— start of DATASET CONTENT —
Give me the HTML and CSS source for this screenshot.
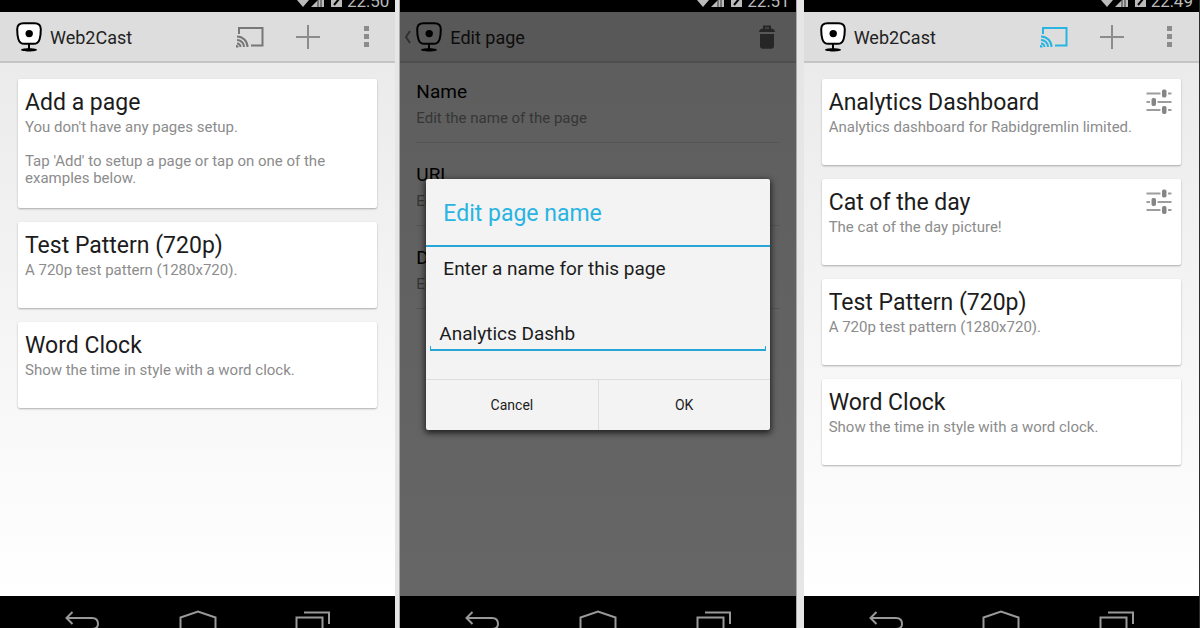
FILE: index.html
```html
<!DOCTYPE html>
<html lang="en">
<head>
  <meta charset="UTF-8">
  <meta name="viewport" content="width=device-width, initial-scale=1.0">
  <title>Web2Cast</title>
  <link rel="stylesheet" href="styles.css">
</head>

<body>
  <svg class="sprite" aria-hidden="true">
    <symbol id="logo" viewBox="0 0 26 30">
      <path d="M7.500 1.200h11c4.200 0 6.300 2 6.300 6 0 4-.3 7-1.200 10-1 3.200-2.800 4.600-6 4.600H8.400c-3.200 0-5-1.400-6-4.600-.9-3-1.200-6-1.200-10 0-4 2.100-6 6.300-6z" class="logo-face"/>
      <circle cx="13.200" cy="11.600" r="3.700"/>
      <path d="M12 22h2v4.200c4 .1 7 .7 7 1.600 0 1.200-3.600 1.700-8 1.700s-8-.5-8-1.700c0-.9 3-1.500 7-1.600z"/>
    </symbol>
    <symbol id="cast" viewBox="0 0 28 22">
      <path d="M3 8V2h23.500v17.500H15" class="line"/>
      <path d="M1 17.500a3.500 3.500 0 0 1 3.500 3.500M1 14a7 7 0 0 1 7 7M1 10.500A10.500 10.500 0 0 1 11.500 21" class="line"/>
      <path d="M0 19a2.200 2.200 0 0 1 2.500 2.500H0z" fill="currentColor"/>
    </symbol>
    <symbol id="plus" viewBox="0 0 24 24">
      <path d="M12 0v24M0 12h24" class="line"/>
    </symbol>
    <symbol id="more" viewBox="0 0 5 21">
      <path d="M0 0h5v5H0zM0 8h5v5H0zM0 16h5v5H0z" fill="currentColor"/>
    </symbol>
    <symbol id="trash" viewBox="0 0 16 24">
      <path d="M5 4V1.500h6V4" class="line"/>
      <path d="M0 7c0-2 2-3.500 4-3.500h8c2 0 4 1.500 4 3.500zM1 9h14v12c0 1.800-1 2.800-2.800 2.800H3.800C2 23.800 1 22.800 1 21z" fill="currentColor"/>
    </symbol>
    <symbol id="sliders" viewBox="0 0 26 26">
      <path d="M0.500 4.500h14M22 4.500h3.500M0.500 13h3.500M11.500 13h14M0.500 21h14M22 21h3.500" class="line track"/>
      <rect x="16.500" y="1" width="3.500" height="7" rx="1" class="knob"/>
      <rect x="6" y="9.500" width="3.500" height="7" rx="1" class="knob"/>
      <rect x="16.500" y="17.500" width="3.500" height="7" rx="1" class="knob"/>
    </symbol>
    <symbol id="signals" viewBox="0 0 46 16">
      <path d="M0 9q6-4 12 0l-6 7z" fill="currentColor"/>
      <path d="M14 16L27 3v13z" fill="currentColor"/>
      <path d="M21 8v8M24 5v11" stroke="#333"/>
      <path d="M34 2h11v14H34z" fill="currentColor"/>
      <path d="M42 8l-5 6" stroke="#000" stroke-width="2"/>
    </symbol>
    <symbol id="nav-back" viewBox="0 0 36 20">
      <path d="M8.500 2L2.500 8l6 6M3 8h25c4 0 6 2.500 6 6s-2 5-6 5H18" class="line"/>
    </symbol>
    <symbol id="nav-home" viewBox="0 0 38 20">
      <path d="M1.500 24V7.500L19 1.500l17.500 6V24" class="line"/>
    </symbol>
    <symbol id="nav-recent" viewBox="0 0 36 20">
      <path d="M9 2.500h25V14M1.500 24V7.500h26V24" class="line"/>
    </symbol>
  </svg>

  <div class="screens">
    <section class="phone">
      <div class="status">
        <svg class="signals"><use href="#signals"/></svg>
        <span>22:50</span>
      </div>
      <header class="bar">
        <a class="brand" href="#home"><svg class="logo"><use href="#logo"/></svg>Web2Cast</a>
        <button class="action" aria-label="Cast"><svg class="cast"><use href="#cast"/></svg></button>
        <button class="action light" aria-label="Add"><svg class="plus"><use href="#plus"/></svg></button>
        <button class="action light" aria-label="More"><svg class="more"><use href="#more"/></svg></button>
      </header>
      <main class="content cards">
        <article class="card">
          <h2>Add a page</h2>
          <p>You don't have any pages setup.<br><br>Tap 'Add' to setup a page or tap on one of the examples below.</p>
        </article>
        <article class="card">
          <h2>Test Pattern (720p)</h2>
          <p>A 720p test pattern (1280x720).</p>
        </article>
        <article class="card">
          <h2>Word Clock</h2>
          <p>Show the time in style with a word clock.</p>
        </article>
      </main>
      <nav class="keys">
        <button aria-label="Back"><svg><use href="#nav-back"/></svg></button>
        <button aria-label="Home"><svg><use href="#nav-home"/></svg></button>
        <button aria-label="Recent apps"><svg><use href="#nav-recent"/></svg></button>
      </nav>
    </section>

    <section class="phone">
      <div class="status">
        <svg class="signals"><use href="#signals"/></svg>
        <span>22:51</span>
      </div>
      <div class="window">
        <header class="bar">
          <a class="brand" href="#back">
            <svg class="up" viewBox="0 0 6 14"><path d="M5 1L1 7l4 6" class="line"/></svg>
            <svg class="logo"><use href="#logo"/></svg>Edit page
          </a>
          <button class="action dark" aria-label="Delete"><svg class="trash"><use href="#trash"/></svg></button>
        </header>
        <main class="content settings">
          <div class="setting">
            <h3>Name</h3>
            <p>Edit the name of the page</p>
          </div>
          <div class="setting">
            <h3>URL</h3>
            <p>Edit the URL</p>
          </div>
          <div class="setting">
            <h3>Description</h3>
            <p>Edit the description</p>
          </div>
        </main>
        <div class="overlay">
          <form class="dialog" role="dialog" aria-labelledby="dialog-title">
            <h2 id="dialog-title">Edit page name</h2>
            <label for="page-name">Enter a name for this page</label>
            <div class="field">
              <input id="page-name" type="text" value="Analytics Dashb">
            </div>
            <div class="buttons">
              <button type="button">Cancel</button>
              <button type="button">OK</button>
            </div>
          </form>
        </div>
      </div>
      <nav class="keys">
        <button aria-label="Back"><svg><use href="#nav-back"/></svg></button>
        <button aria-label="Home"><svg><use href="#nav-home"/></svg></button>
        <button aria-label="Recent apps"><svg><use href="#nav-recent"/></svg></button>
      </nav>
    </section>

    <section class="phone">
      <div class="status">
        <svg class="signals"><use href="#signals"/></svg>
        <span>22:49</span>
      </div>
      <header class="bar">
        <a class="brand" href="#home"><svg class="logo"><use href="#logo"/></svg>Web2Cast</a>
        <button class="action active" aria-label="Cast"><svg class="cast"><use href="#cast"/></svg></button>
        <button class="action light" aria-label="Add"><svg class="plus"><use href="#plus"/></svg></button>
        <button class="action light" aria-label="More"><svg class="more"><use href="#more"/></svg></button>
      </header>
      <main class="content cards">
        <article class="card">
          <h2>Analytics Dashboard</h2>
          <p>Analytics dashboard for Rabidgremlin limited.</p>
          <button class="edit" aria-label="Edit"><svg><use href="#sliders"/></svg></button>
        </article>
        <article class="card">
          <h2>Cat of the day</h2>
          <p>The cat of the day picture!</p>
          <button class="edit" aria-label="Edit"><svg><use href="#sliders"/></svg></button>
        </article>
        <article class="card">
          <h2>Test Pattern (720p)</h2>
          <p>A 720p test pattern (1280x720).</p>
        </article>
        <article class="card">
          <h2>Word Clock</h2>
          <p>Show the time in style with a word clock.</p>
        </article>
      </main>
      <nav class="keys">
        <button aria-label="Back"><svg><use href="#nav-back"/></svg></button>
        <button aria-label="Home"><svg><use href="#nav-home"/></svg></button>
        <button aria-label="Recent apps"><svg><use href="#nav-recent"/></svg></button>
      </nav>
    </section>
  </div>
</body>
</html>
```

FILE: styles.css
```css
* {
  box-sizing: border-box;
}

body {
  margin: 0;
  font-family: Roboto, sans-serif;
  color: #1c1c1c;
  background: #e6e6e6;
}

h2,
h3,
p {
  margin: 0;
  font-weight: 400;
}

button {
  padding: 0;
  border: none;
  background: none;
  font-family: inherit;
  color: inherit;
  cursor: pointer;
}

svg {
  display: block;
}

.sprite {
  position: absolute;
  width: 0;
  height: 0;
}

.line {
  fill: none;
  stroke: currentColor;
  stroke-width: 2;
}

.logo-face {
  fill: var(--face, #fff);
  stroke: #000;
  stroke-width: 2;
}

.track {
  opacity: 0.8;
}

.knob {
  fill: currentColor;
  stroke: currentColor;
}

.screens {
  display: flex;
  min-height: 100vh;
  border-right: 1px solid #26302b;
}

.phone {
  flex: 1;
  display: flex;
  flex-direction: column;
}

.phone:nth-child(2) {
  margin: 0 8px 0 5px;
  box-shadow: 0 0 0 1px #aaa;
}

/* status bar */
.status {
  display: flex;
  justify-content: flex-end;
  align-items: flex-end;
  gap: 4px;
  height: 12px;
  padding: 0 6px 5px 0;
  overflow: hidden;
  background: #000;
  color: #bbb;
  font-size: 17px;
  line-height: 12px;
}

.signals {
  width: 46px;
  height: 16px;
  flex: none;
}

/* action bar */
.bar {
  display: flex;
  height: 51px;
  border-bottom: 2px solid #c4c4c4;
  background: #ddd;
}

.brand {
  position: relative;
  flex: 1;
  display: flex;
  align-items: center;
  gap: 8px;
  padding: 1px 0 0 16px;
  font-size: 18px;
  color: #222;
  text-decoration: none;
}

.logo {
  width: 26px;
  height: 30px;
}

.up {
  position: absolute;
  left: 5px;
  width: 6px;
  height: 14px;
  color: #777;
}

.action {
  display: flex;
  align-items: center;
  justify-content: center;
  width: 58px;
  color: #777;
}

.action.light {
  color: #8c8c8c;
}

.action.dark {
  color: #606060;
}

.action.active {
  color: #29b4e2;
}

.cast {
  width: 28px;
  height: 22px;
}

.plus {
  width: 24px;
  height: 24px;
}

.more {
  width: 5px;
  height: 21px;
}

.trash {
  width: 16px;
  height: 24px;
}

.content {
  flex: 1;
  background: linear-gradient(#ebebeb, #fff);
}

/* cards */
.cards {
  display: flex;
  flex-direction: column;
  gap: 14px;
  padding: 16px 18px;
}

.card {
  position: relative;
  min-height: 86px;
  padding: 10px 40px 21px 7px;
  border-radius: 2px;
  background: #fff;
  box-shadow: 0 1px 2px rgba(0, 0, 0, 0.3);
}

.card h2 {
  margin-bottom: 2px;
  font-size: 23px;
  line-height: 28px;
}

.card p {
  font-size: 15px;
  line-height: 17px;
  color: #8c8c8c;
}

.edit {
  position: absolute;
  top: 10px;
  right: 9px;
  color: #858585;
}

.edit svg {
  width: 26px;
  height: 26px;
}

/* edit page */
.window {
  --face: transparent;
  position: relative;
  flex: 1;
  display: flex;
  flex-direction: column;
}

.settings {
  padding: 0 16px;
}

.setting {
  padding: 20px 0 15px;
  border-bottom: 1px solid #d8d8d8;
}

.setting:first-child {
  padding-top: 17px;
}

.setting h3 {
  margin-bottom: 6px;
  font-size: 19px;
  line-height: 24px;
  color: #000;
}

.setting p {
  font-size: 15px;
  line-height: 17px;
  color: #888;
}

.overlay {
  position: absolute;
  inset: 0;
  display: flex;
  align-items: center;
  padding: 0 26px;
  background: rgba(0, 0, 0, 0.6);
}

.dialog {
  flex: 1;
  border-radius: 2px;
  background: #f3f3f3;
  box-shadow: 0 2px 6px 1px rgba(0, 0, 0, 0.7);
}

.dialog h2 {
  padding: 4px 17px 0;
  border-bottom: 2px solid #27a5d6;
  font-size: 23px;
  line-height: 62px;
  color: #29b4e2;
}

.dialog label {
  display: block;
  padding: 10px 17px 34px;
  font-size: 19px;
  line-height: 24px;
}

.field {
  padding: 0 4px;
}

.field input {
  width: 100%;
  height: 36px;
  padding: 2px 9px 0;
  border: none;
  outline: none;
  background:
    linear-gradient(#27a5d6, #27a5d6) left bottom / 1px 5px no-repeat,
    linear-gradient(#27a5d6, #27a5d6) right bottom / 1px 5px no-repeat,
    linear-gradient(#27a5d6, #27a5d6) left bottom / 100% 2px no-repeat;
  font-family: inherit;
  font-size: 19px;
  color: #1c1c1c;
}

.buttons {
  display: flex;
  margin-top: 28px;
  border-top: 1px solid #ddd;
}

.buttons button {
  flex: 1;
  height: 50px;
  font-size: 14px;
}

.buttons button + button {
  border-left: 1px solid #ddd;
}

/* navigation keys */
.keys {
  display: flex;
  height: 32px;
  padding: 14px 24px 0;
  overflow: hidden;
  background: #000;
  color: #999;
}

.keys button {
  flex: 1;
  display: flex;
  justify-content: center;
}

.keys svg {
  width: 38px;
  height: 20px;
}
```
— end of DATASET CONTENT —
• STATED GOAL
Copy out every line of the data that includes "this".

• OUTPUT OF THE EXERCISE
Give me the HTML and CSS source for this screenshot.
            <label for="page-name">Enter a name for this page</label>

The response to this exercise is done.